* **EXERCISE INSTRUCTIONS**
Which lines include the word "this"? Copy each of them.

Rows from a dataset of pages and code:
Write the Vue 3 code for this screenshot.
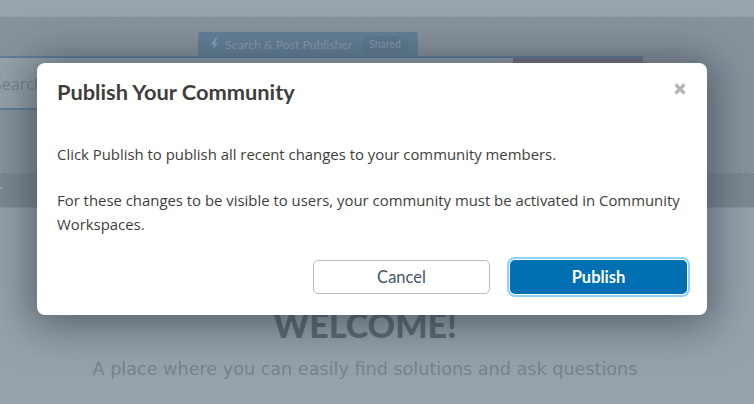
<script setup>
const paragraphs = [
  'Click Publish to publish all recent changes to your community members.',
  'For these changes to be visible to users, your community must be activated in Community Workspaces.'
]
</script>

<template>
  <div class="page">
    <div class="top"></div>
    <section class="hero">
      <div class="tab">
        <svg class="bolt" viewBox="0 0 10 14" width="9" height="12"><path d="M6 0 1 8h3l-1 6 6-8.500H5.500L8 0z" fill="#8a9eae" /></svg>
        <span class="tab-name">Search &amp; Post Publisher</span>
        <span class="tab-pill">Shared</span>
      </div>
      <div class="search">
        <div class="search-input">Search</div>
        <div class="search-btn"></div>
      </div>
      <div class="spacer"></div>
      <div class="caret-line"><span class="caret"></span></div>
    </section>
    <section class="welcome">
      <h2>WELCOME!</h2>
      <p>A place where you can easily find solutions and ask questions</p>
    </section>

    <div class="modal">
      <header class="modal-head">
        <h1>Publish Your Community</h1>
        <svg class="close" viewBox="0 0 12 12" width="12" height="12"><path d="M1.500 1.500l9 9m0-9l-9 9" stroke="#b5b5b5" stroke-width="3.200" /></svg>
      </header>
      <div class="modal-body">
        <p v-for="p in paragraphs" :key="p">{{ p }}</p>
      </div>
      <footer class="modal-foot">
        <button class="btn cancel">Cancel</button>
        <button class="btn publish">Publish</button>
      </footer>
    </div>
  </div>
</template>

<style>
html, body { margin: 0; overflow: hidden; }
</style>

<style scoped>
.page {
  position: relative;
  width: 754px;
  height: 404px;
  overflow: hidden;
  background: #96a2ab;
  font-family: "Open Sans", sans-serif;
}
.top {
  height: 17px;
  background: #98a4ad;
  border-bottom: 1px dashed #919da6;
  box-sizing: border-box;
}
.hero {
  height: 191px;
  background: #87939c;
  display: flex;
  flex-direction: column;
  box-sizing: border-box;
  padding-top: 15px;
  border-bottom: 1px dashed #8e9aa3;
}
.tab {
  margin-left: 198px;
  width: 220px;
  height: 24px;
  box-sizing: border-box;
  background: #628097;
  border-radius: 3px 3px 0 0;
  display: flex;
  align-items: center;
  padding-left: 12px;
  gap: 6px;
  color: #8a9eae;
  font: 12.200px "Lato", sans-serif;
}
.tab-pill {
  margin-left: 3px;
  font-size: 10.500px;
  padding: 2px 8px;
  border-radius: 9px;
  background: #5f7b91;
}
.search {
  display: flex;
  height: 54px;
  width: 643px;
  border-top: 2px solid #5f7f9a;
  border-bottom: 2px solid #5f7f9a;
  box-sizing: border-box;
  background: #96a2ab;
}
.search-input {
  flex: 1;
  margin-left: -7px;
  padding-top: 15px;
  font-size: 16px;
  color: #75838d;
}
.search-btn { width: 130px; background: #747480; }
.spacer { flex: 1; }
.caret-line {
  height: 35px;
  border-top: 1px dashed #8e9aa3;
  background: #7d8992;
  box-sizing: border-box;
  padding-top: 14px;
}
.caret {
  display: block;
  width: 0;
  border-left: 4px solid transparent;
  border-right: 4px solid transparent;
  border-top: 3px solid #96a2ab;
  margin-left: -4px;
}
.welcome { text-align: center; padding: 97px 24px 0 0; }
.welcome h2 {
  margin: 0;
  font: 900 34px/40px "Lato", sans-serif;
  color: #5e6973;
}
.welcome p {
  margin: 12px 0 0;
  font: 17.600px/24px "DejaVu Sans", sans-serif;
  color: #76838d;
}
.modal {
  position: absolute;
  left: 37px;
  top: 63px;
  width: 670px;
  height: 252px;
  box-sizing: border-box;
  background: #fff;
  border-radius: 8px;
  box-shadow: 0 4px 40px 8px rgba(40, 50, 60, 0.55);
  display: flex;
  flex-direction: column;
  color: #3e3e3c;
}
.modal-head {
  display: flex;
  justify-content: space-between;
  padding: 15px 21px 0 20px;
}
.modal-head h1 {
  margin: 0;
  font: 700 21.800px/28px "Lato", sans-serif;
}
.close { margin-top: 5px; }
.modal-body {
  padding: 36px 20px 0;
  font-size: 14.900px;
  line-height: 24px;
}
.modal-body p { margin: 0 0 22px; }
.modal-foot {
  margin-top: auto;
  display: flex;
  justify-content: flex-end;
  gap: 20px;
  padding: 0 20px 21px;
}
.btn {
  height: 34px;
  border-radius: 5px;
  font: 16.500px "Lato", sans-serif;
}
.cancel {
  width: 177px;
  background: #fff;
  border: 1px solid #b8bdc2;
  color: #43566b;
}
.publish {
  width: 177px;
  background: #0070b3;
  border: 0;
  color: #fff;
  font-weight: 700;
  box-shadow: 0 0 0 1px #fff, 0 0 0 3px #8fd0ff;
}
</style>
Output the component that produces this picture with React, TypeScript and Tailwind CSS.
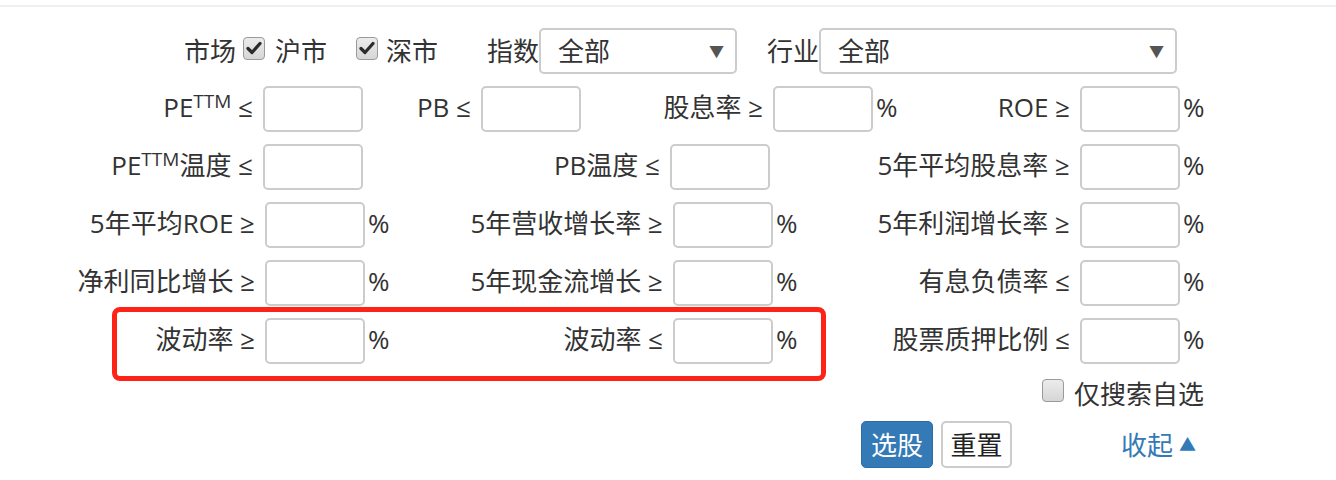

* **PROBLEM SOLUTION**
Write the Vue 3 code for this screenshot.
Output the component that produces this picture with React, TypeScript and Tailwind CSS.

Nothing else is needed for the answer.